Une « justice de proximité » insuffisamment efficace ?
Au mois de février dernier, le parquet de Mamoudzou signait deux conventions avec les maires de Petite-Terre, lesquelles entendaient renforcer la justice de proximité. « L’idée de ces deux conventions, c’est permettre au maire qui est le premier des officiers de police judiciaire, de pouvoir dans un délai extrêmement bref à partir du moment où il y a une constatation qui a été faite notamment par la police municipale, de pouvoir sous le contrôle du procureur de la république, apporter lui-même cette réponse pénale de premier niveau » expliquait alors le procureur Yann Le Bris. Néanmoins, en dépit de ces avancées supposer contribuer à remettre de l’ordre en Petite-Terre, les exactions continuent.

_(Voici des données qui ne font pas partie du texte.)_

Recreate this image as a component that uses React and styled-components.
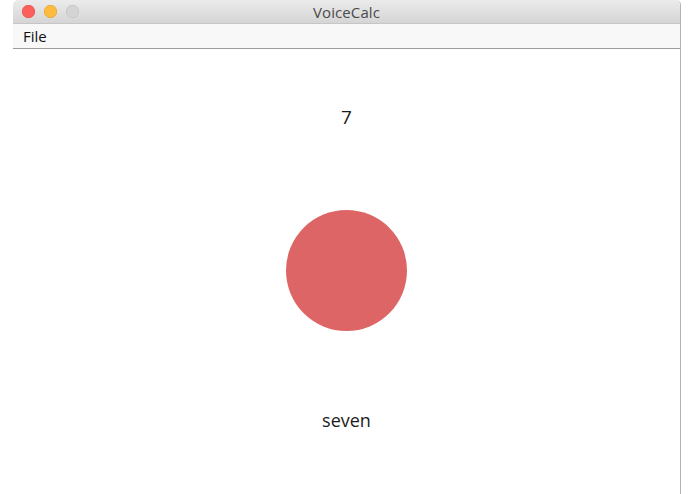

Comme l’explique Saïd Omar Oili, le procédé est insuffisant : « ces rappels à la loi, moi j’ai essayé de le faire. Mais souvent ce sont les parents des délinquants qui viennent et nous menacent, en disant ‘vous voulez mettre nos enfants en prison’… » Si nous voulons vraiment gagner ce combat, il doit être mené par tout le monde, les familles en premier. Moi en tant que maire, je fais ce que je dois faire : j’ai une police municipale qui fait les enquêtes, qui remonte les informations, on a décidé de mettre en place la vidéo surveillance qui sera opérationnelle au mois de septembre. Mais si les familles de ces enfants ne jouent pas le jeu, on a échoué d’avance ».
Néanmoins, alors qu’une partie de ses locaux vient d’être réduite en cendres, le président de l’intercommunalité n’entend pas baisser les bras : « C’est un sentiment, pas d’impuissance mais… On se demande ce qu’il faut faire. On a l’impression que de plus en plus les gens se résignent et acceptent. Moi je ne me résignerai pas, on va continuer à lutter contre ce fléau. Il va falloir aujourd’hui que les familles répondent à tous les dégâts que les enfants causent ».